→ What you have to do: Answer with nothing but a number: how many lines include the word "Tailwind"?

--------------------

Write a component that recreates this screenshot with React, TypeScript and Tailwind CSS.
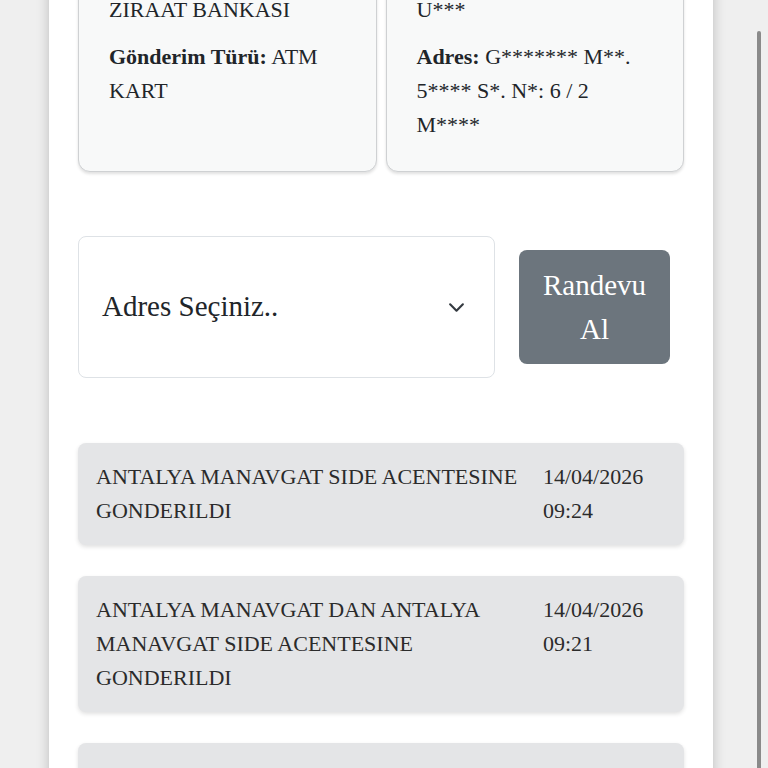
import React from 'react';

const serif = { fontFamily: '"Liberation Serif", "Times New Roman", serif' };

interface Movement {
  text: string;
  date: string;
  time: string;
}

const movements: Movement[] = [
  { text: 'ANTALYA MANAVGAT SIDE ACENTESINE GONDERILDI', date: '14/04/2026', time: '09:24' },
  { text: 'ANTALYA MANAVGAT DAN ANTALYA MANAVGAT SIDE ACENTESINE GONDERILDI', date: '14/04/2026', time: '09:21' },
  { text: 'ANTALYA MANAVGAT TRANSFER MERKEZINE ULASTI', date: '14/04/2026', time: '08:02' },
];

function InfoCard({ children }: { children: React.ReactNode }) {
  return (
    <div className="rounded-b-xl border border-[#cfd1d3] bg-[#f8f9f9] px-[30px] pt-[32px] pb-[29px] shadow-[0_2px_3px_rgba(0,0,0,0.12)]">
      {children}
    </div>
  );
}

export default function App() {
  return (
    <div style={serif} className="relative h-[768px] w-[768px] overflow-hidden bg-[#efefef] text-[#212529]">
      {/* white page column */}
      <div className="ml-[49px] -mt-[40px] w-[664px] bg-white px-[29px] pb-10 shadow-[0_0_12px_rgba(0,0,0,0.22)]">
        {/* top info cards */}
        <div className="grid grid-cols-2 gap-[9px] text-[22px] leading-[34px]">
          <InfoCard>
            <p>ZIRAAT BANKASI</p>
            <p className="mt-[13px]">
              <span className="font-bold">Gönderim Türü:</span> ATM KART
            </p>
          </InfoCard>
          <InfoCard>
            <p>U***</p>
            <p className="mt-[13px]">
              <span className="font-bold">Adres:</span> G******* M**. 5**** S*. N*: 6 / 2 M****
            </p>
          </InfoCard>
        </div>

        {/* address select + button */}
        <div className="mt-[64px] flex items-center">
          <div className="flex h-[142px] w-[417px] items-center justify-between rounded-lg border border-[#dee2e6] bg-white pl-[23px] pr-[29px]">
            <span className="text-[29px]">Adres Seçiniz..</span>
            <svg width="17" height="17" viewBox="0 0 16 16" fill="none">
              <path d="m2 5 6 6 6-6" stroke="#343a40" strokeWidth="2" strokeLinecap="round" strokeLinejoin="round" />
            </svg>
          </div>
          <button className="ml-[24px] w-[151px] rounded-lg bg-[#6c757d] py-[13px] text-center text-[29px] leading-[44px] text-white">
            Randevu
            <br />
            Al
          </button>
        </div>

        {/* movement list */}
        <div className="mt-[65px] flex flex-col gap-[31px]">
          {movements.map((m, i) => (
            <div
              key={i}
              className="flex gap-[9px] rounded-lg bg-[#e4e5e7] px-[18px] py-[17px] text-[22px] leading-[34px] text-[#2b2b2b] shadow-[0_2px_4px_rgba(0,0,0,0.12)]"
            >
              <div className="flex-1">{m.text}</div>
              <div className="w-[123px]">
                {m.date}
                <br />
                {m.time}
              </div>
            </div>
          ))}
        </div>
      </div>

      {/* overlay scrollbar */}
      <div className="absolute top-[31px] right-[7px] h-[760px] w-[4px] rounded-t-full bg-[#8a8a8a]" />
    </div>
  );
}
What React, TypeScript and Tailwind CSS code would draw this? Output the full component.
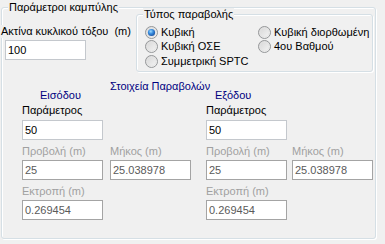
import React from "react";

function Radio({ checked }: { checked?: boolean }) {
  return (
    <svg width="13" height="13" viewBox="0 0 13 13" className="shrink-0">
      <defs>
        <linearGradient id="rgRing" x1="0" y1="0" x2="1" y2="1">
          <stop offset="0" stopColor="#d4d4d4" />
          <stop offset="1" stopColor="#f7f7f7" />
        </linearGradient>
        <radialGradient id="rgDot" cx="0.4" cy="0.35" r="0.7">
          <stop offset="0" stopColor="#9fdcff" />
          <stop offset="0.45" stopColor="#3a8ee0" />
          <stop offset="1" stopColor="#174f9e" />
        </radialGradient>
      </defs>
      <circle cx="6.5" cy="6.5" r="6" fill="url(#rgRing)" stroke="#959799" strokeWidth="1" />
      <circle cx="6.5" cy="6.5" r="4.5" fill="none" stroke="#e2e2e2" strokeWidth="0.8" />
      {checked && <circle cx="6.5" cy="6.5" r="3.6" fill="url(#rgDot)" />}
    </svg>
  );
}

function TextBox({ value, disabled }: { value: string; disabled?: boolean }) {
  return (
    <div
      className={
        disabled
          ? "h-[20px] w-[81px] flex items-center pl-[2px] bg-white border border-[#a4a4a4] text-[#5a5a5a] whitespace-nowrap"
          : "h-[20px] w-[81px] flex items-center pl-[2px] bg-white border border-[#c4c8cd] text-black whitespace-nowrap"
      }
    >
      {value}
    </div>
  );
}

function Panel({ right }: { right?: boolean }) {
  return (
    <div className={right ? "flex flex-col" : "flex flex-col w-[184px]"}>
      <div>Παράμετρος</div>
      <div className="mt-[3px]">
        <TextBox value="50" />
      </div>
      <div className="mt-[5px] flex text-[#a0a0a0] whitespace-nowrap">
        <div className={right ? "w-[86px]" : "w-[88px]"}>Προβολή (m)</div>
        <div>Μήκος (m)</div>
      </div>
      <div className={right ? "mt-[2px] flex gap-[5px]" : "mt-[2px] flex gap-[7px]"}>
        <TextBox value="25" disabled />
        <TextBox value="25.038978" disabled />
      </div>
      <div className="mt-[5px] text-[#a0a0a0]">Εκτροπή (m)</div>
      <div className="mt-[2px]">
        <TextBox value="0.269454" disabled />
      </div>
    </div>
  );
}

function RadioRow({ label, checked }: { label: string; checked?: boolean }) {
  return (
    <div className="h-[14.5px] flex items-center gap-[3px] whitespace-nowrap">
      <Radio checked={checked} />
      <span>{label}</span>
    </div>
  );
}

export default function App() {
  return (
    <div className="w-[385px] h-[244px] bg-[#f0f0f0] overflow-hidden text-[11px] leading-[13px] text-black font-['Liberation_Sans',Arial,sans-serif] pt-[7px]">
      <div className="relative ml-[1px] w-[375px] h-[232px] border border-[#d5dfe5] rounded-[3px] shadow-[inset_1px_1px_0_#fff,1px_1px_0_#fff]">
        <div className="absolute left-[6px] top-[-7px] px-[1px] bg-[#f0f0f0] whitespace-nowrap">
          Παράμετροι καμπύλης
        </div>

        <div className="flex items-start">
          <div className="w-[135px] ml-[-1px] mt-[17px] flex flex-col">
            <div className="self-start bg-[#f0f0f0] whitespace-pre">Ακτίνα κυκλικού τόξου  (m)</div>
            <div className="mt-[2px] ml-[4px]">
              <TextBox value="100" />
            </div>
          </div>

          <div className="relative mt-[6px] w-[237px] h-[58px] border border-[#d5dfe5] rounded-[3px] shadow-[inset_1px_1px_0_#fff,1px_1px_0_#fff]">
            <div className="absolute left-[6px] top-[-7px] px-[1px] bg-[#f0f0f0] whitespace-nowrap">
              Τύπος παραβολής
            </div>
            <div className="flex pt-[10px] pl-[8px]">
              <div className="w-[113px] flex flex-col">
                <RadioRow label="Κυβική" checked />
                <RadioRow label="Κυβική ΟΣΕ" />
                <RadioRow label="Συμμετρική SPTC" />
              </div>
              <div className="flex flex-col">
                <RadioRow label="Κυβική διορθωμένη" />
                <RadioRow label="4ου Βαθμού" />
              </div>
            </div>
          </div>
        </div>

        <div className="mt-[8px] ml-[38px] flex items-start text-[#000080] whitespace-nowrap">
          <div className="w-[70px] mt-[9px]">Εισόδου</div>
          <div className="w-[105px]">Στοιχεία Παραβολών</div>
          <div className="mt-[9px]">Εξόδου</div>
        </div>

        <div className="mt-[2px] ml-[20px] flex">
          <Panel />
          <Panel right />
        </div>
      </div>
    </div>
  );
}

--------------------

→ Worked answer: 2